I was beguiled by the hatred because I wanted to be which was the antithesis of the film's apparent message. Jarman was a snob of high taste aesthetics. To me this represented the alternative to the whacks and commands of the school system, another variation of "If". This was part of the ultimate one finger fightback as my reading of the film went.

Watching it 30 years later and I am split down the middle. It captures the squats, the madness, the middle class vitriol and the decay of the UK. The dialogue a cross between philsosphy and cliche. The film 30 years later failed to move me, although I was also captivated by nostalgia. It just seems so middlebrown angst laden; ladles of it.

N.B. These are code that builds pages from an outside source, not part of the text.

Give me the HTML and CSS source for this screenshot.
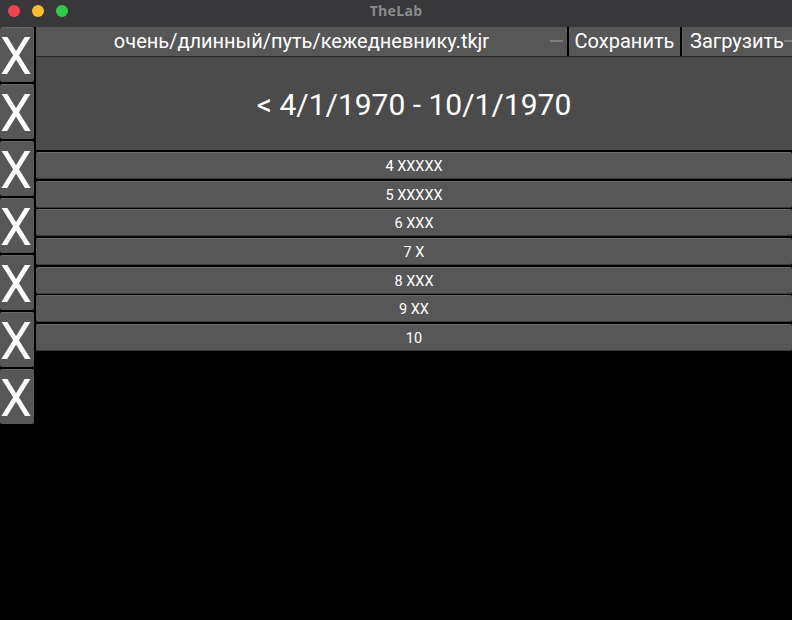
FILE: index.html
```html
<!DOCTYPE html>
<html>
<head>
<meta charset="utf-8">
<link rel="stylesheet" href="styles.css">
</head>
<body>
<div class="titlebar">
  <div class="lights">
    <span class="light red"></span>
    <span class="light yellow"></span>
    <span class="light green"></span>
  </div>
  <div class="title">TheLab</div>
</div>
<div class="main">
  <div class="side">
    <div class="xbtn">X</div>
    <div class="xbtn">X</div>
    <div class="xbtn">X</div>
    <div class="xbtn">X</div>
    <div class="xbtn">X</div>
    <div class="xbtn">X</div>
    <div class="xbtn">X</div>
  </div>
  <div class="content">
    <div class="topbar">
      <div class="path">очень/длинный/путь/кежедневнику.tkjr<span class="dash"></span></div>
      <div class="tbtn">Сохранить</div>
      <div class="tbtn last">Загрузить<span class="dash"></span></div>
    </div>
    <div class="header">&lt; 4/1/1970 - 10/1/1970</div>
    <div class="rows">
      <div class="row">4 XXXXX</div>
      <div class="row">5 XXXXX</div>
      <div class="row">6 XXX</div>
      <div class="row">7 X</div>
      <div class="row">8 XXX</div>
      <div class="row">9 XX</div>
      <div class="row">10</div>
    </div>
  </div>
</div>
</body>
</html>
```

FILE: styles.css
```css
html, body {
  margin: 0;
  padding: 0;
  background: #000;
  width: 792px;
  height: 620px;
  overflow: hidden;
  font-family: Roboto, "Liberation Sans", sans-serif;
  color: #fff;
}
.titlebar {
  height: 27px;
  background: #38383b;
  position: relative;
  display: flex;
  align-items: center;
  justify-content: center;
}
.lights {
  position: absolute;
  left: 8px;
  top: 5px;
  display: flex;
  gap: 12px;
}
.light {
  width: 12px;
  height: 12px;
  border-radius: 50%;
  display: block;
}
.red { background: #f0434f; }
.yellow { background: #f9bc2f; }
.green { background: #30cb48; }
.title {
  font-family: "Open Sans", "DejaVu Sans", sans-serif;
  font-weight: 700;
  font-size: 14px;
  letter-spacing: 0.3px;
  color: #8b8b8d;
  margin-top: -6px;
}
.main {
  display: flex;
  gap: 2px;
}
.side {
  width: 34px;
  display: flex;
  flex-direction: column;
  gap: 2px;
}
.xbtn {
  height: 55px;
  background: #575757;
  border-top: 1px solid #666;
  border-radius: 2px;
  font-size: 51px;
  line-height: 58px;
  text-align: center;
  padding-right: 5px;
  box-sizing: border-box;
}
.content {
  flex: 1;
  display: flex;
  flex-direction: column;
}
.topbar {
  height: 29px;
  display: flex;
  background: #000;
  gap: 2px;
  border-bottom: 1px solid #2a2a2a;
}
.path {
  flex: 1;
  background: #575757;
  font-size: 20px;
  line-height: 29px;
  text-align: center;
  position: relative;
}
.tbtn {
  width: 111px;
  background: #575757;
  font-size: 20px;
  line-height: 29px;
  text-align: center;
  position: relative;
}
.tbtn.last {
  width: 110px;
}
.dash {
  position: absolute;
  right: 4px;
  top: 13px;
  width: 13px;
  height: 2px;
  background: #7e7e7e;
}
.tbtn .dash {
  right: 0;
  width: 8px;
}
.header {
  height: 93px;
  background: #4b4b4b;
  font-size: 30px;
  line-height: 95px;
  text-align: center;
  border-bottom: 1px solid #000;
}
.rows {
  margin-top: 1px;
  display: flex;
  flex-direction: column;
  gap: 1.67px;
}
.row {
  height: 27px;
  box-sizing: border-box;
  background: #575757;
  border-top: 1px solid #6a6a6a;
  border-bottom: 1px solid #3c3c3c;
  border-radius: 2px;
  font-size: 14.5px;
  line-height: 28px;
  text-align: center;
}
```
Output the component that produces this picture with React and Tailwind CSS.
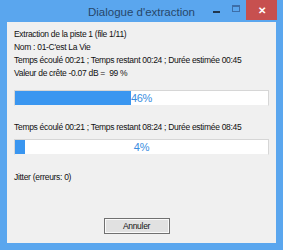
import { useState } from 'react';

const Bar = ({ value }) => (
    <div className="relative h-[16px] bg-white border border-[#d6d6d6] border-b-[#f0f0f0]">
        <div className="h-full bg-[#3a96f0]" style={{ width: `${value}%` }} />
        <span className="absolute inset-0 flex items-center justify-center text-[11px] text-[#3a8de0] leading-none">
            {value}%
        </span>
    </div>
);

const App = () => {
    const [lines] = useState([
        'Extraction de la piste 1 (file 1/11)',
        "Nom : 01-C'est La Vie",
        'Temps écoulé 00:21 ; Temps restant 00:24 ; Durée estimée 00:45',
        'Valeur de crête -0.07 dB =  99 %',
    ]);

    return (
        <div className="w-[283px] h-[250px] bg-[#5aa6ee] flex flex-col font-['Liberation_Sans',Arial,sans-serif]">
            <div className="h-[22px] flex items-start shrink-0">
                <div className="w-[77px] shrink-0" />
                <div className="flex-1 text-center text-[11.5px] text-[#27466a] leading-[20px] pt-[2px] whitespace-nowrap">
                    Dialogue d'extraction
                </div>
                <div className="w-[77px] shrink-0 flex items-start">
                    <div className="w-[20px] h-[20px] flex items-center justify-center">
                        <div className="w-[7px] h-[2px] bg-[#20364e] mt-[4px]" />
                    </div>
                    <div className="w-[20px] h-[20px] flex items-center justify-center">
                        <div className="w-[8px] h-[7px] border border-[#3d6ea8] border-t-2 mb-[3px]" />
                    </div>
                    <div className="w-[31px] h-[20px] bg-[#c7504f] flex items-center justify-center text-white text-[10px] font-bold">
                        ✕
                    </div>
                </div>
            </div>
            <div className="flex-1 mx-[7px] mb-[7px] bg-[#f0f0f0] flex flex-col px-[7px] pt-[6px] text-[8.5px] tracking-[-0.3px] text-[#111]">
                <div className="flex flex-col leading-[13px]">
                    {lines.map((l) => (
                        <div key={l} className="whitespace-pre">{l}</div>
                    ))}
                </div>
                <div className="mt-[10px]">
                    <Bar value={46} />
                </div>
                <div className="mt-[15px] leading-[12px] whitespace-nowrap">
                    Temps écoulé 00:21 ; Temps restant 08:24 ; Durée estimée 08:45
                </div>
                <div className="mt-[6px]">
                    <Bar value={4} />
                </div>
                <div className="mt-[16px] leading-[12px]">Jitter (erreurs: 0)</div>
                <div className="mt-auto mb-[9px] flex justify-center">
                    <button className="w-[66px] h-[16px] mr-[10px] bg-[#e1e1e1] border border-[#707070] shadow-[inset_0_0_0_1px_#fafafa] text-[8.5px] tracking-[-0.3px] leading-none">
                        Annuler
                    </button>
                </div>
            </div>
        </div>
    );
};

export default App;
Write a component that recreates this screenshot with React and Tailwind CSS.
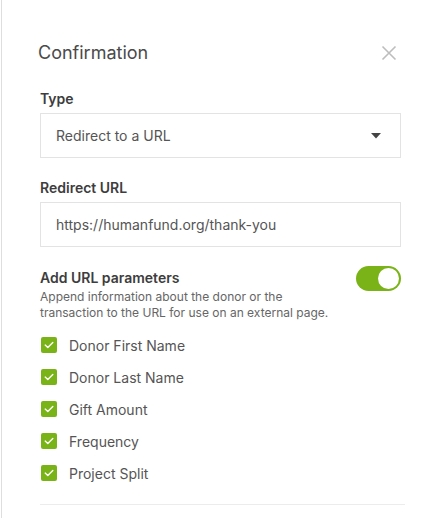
import React from "react";

const items = ["Donor First Name", "Donor Last Name", "Gift Amount", "Frequency", "Project Split"];

function Check() {
  return (
    <span className="flex h-4 w-4 items-center justify-center rounded-[2px] bg-[#7ab317]">
      <svg width="10" height="8" viewBox="0 0 10 8" fill="none">
        <path d="M1.2 4.1 L3.8 6.5 L8.8 1.4" stroke="white" strokeWidth="1.4" strokeLinecap="round" strokeLinejoin="round" />
      </svg>
    </span>
  );
}

export default function App() {
  return (
    <div className="h-[518px] w-[438px] overflow-hidden bg-white pl-px" style={{ fontFamily: "Inter, 'Noto Sans', sans-serif" }}>
      <div className="h-full border-l border-[#dedede] pl-[38px] pr-[37px]">
        <div className="flex items-center justify-between pt-[41px]">
          <h1 className="ml-[-2px] text-[18px] leading-[24px] text-[#4a4a4a]">Confirmation</h1>
          <svg width="16" height="16" viewBox="0 0 16 16" className="mr-[4px]">
            <path d="M1.5 1.5 L14.5 14.5 M14.5 1.5 L1.5 14.5" stroke="#bdbdbd" strokeWidth="1.6" />
          </svg>
        </div>

        <div className="mt-[25px] text-[14px] font-semibold leading-[18px] text-[#3d3d3d]">Type</div>
        <div className="mt-[5px] flex h-[45px] items-center justify-between border border-[#e3e3e3] pl-[15px] pr-[19px] text-[14px] text-[#555]">
          <span>Redirect to a URL</span>
          <svg width="10" height="6" viewBox="0 0 10 6"><path d="M0 0 L10 0 L5 5.5 Z" fill="#444" /></svg>
        </div>

        <div className="mt-[21px] text-[14px] font-semibold leading-[18px] text-[#3d3d3d]">Redirect URL</div>
        <div className="mt-[5px] flex h-[45px] items-center border border-[#e3e3e3] pl-[15px] text-[14px] text-[#555]">
          https://humanfund.org/thank-you
        </div>

        <div className="mt-[22px] flex items-start justify-between">
          <div>
            <div className="text-[14px] font-semibold leading-[18px] text-[#3d3d3d]">Add URL parameters</div>
            <p className="mt-[2px] text-[12px] leading-[16px] text-[#666]">
              Append information about the donor or the
              <br />
              transaction to the URL for use on an external page.
            </p>
          </div>
          <div className="mt-[-3px] flex h-[25px] w-[45px] items-center justify-end rounded-full bg-[#7ab317] pr-[2px]">
            <span className="h-[21px] w-[21px] rounded-full bg-white" />
          </div>
        </div>

        <div className="mt-[8px] flex flex-col">
          {items.map((t) => (
            <div key={t} className="flex h-[32px] items-center gap-[12px] pl-px">
              <Check />
              <span className="text-[14px] text-[#555]">{t}</span>
            </div>
          ))}
        </div>

        <div className="mt-[15px] mr-[-4px] border-t border-[#ececec]" />
      </div>
    </div>
  );
}
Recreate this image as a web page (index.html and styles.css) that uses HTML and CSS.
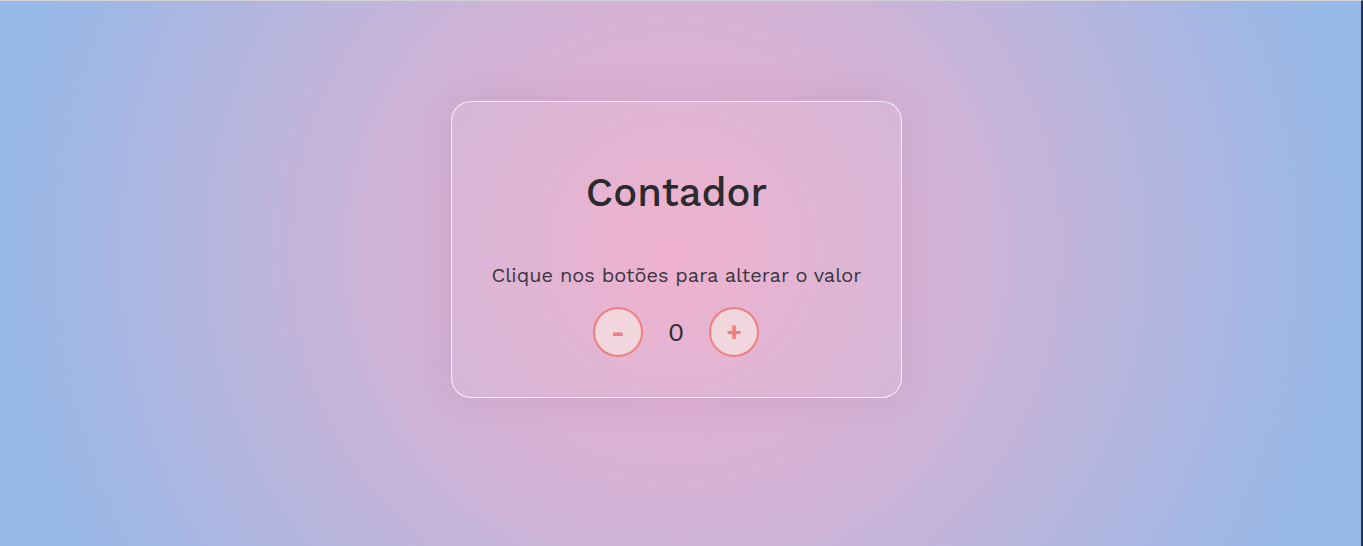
FILE: index.html
```html
<!DOCTYPE html>
<html lang="pt-BR">
<head>
<meta charset="utf-8">
<title>Contador</title>
<link rel="stylesheet" href="styles.css">
</head>
<body>
<main class="page">
  <section class="card">
    <h1 class="title">Contador</h1>
    <p class="hint">Clique nos botões para alterar o valor</p>
    <div class="controls">
      <button class="btn" type="button">-</button>
      <span class="value">0</span>
      <button class="btn" type="button">+</button>
    </div>
  </section>
</main>
</body>
</html>
```

FILE: styles.css
```css
html, body {
  margin: 0;
  padding: 0;
  height: 100%;
}

body {
  font-family: "Work Sans", "Inter", "Noto Sans", sans-serif;
  background: radial-gradient(circle farthest-side at 49.6% 46%, #efaecd 0%, #d2b3d6 40%, #95b9e8 100%);
  color: #2d2d2d;
  overflow: hidden;
}

.page {
  box-sizing: border-box;
  height: 100%;
  display: flex;
  justify-content: center;
  align-items: flex-start;
  padding-top: 100px;
  padding-right: 8px;
  border-top: 1px solid #d2d2d6;
  border-right: 2px solid #2b3550;
}

.card {
  box-sizing: border-box;
  width: 451px;
  height: 297px;
  border: 1px solid rgba(255, 255, 255, 0.75);
  border-radius: 20px;
  background: rgba(255, 255, 255, 0.06);
  box-shadow: 0 0 40px rgba(90, 60, 100, 0.12);
  display: flex;
  flex-direction: column;
  align-items: center;
  padding-top: 67px;
}

.title {
  margin: 0;
  font-size: 40px;
  font-weight: 500;
  line-height: 48px;
  color: #2b2b2d;
}

.hint {
  margin: 46px 0 0;
  font-size: 20px;
  font-weight: 400;
  line-height: 24px;
  color: #3a3540;
}

.controls {
  margin-top: 20px;
  display: flex;
  align-items: center;
  gap: 25px;
  padding-right: 1px;
}

.btn {
  box-sizing: border-box;
  width: 50px;
  height: 50px;
  border-radius: 50%;
  border: 2px solid #ef7f7f;
  background: rgba(245, 225, 225, 0.75);
  color: #ef7f7f;
  font-family: inherit;
  font-size: 26px;
  font-weight: 700;
  line-height: 1;
  padding: 0;
  display: flex;
  align-items: center;
  justify-content: center;
}

.value {
  font-size: 26px;
  font-weight: 400;
  line-height: 32px;
  color: #2d2d2d;
  text-align: center;
}
```
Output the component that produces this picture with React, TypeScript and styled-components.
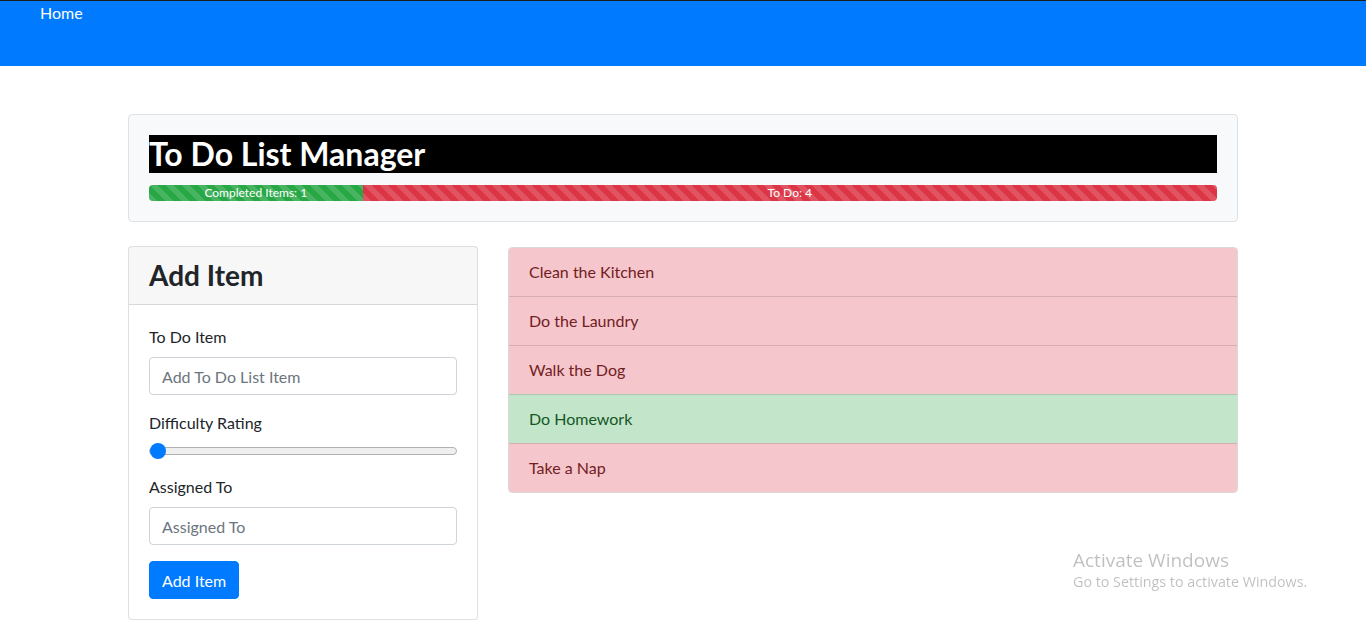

Seeing Toyah, Adam et al, is a giggle as they became icons of the era for joining in with the moneyed elite; the commercial sell outs. This filmic stance was all just a pose, like watching adolescents pull each others hair at a school disco. As Thatchler took the reins of the state, she drove the war chariot harder and faster than the fearsome women depicted in this film. These feral amazons and spartans hitched a ride on her entrails. Adam was in a royal variety performance within 5 years of making this film. Toyah went on to make mock gothic artefacts for people who missed out on punk. They became the caricatures mocked within the dialogue with no apparent psychological unease at the volte face. Adam stands at the top of the building and is asked whether he would sell his soul. The answer is yes of course he would and look what happened. Faustus took his mind.

This is a period piece, a marker of life before Margaret, just before the Rotherhithe, Bermondsey, Isle of Dogs were transformed with huge amounts of money into sterile bleak moderne places for the middle brow to re-enact Friends. This film rests on a polarity with this piece of urbane angst.

The precedents were already festering within this film as the virtiol and anger is too forced to be maintained. The sex turned into Shortbus and the hankering for breaking sexual taboos became "heaven". The world segregated itself into classes, sexualities and genders with each fighting their corner in a will to power.

Is it still worth watching if you were not there? I don't know is the answer. The dialogue is heavy with Elizabethanesque middlebrow flourishes. There are some golden moments contained within it. The take on the modern media is true. The svengali who manipulates public taste with music is prescient. The collapse of Communistic belief predicted in the film was clairvoyant along with the plunge of the dollar.

The rise of X Factor has shown music played loud enough stops the noise of the world falling apart. The cracks can no longer be heard. Perhaps this film is a beacon for a moment in time. Nietzsche is right about the eternal return, not in relation to human reincarnation but cultural re emergence. They do happen again. Maybe in six months this will be a six and then in ten years it will be completely forgotten.

This is the power of this film; vacilitation.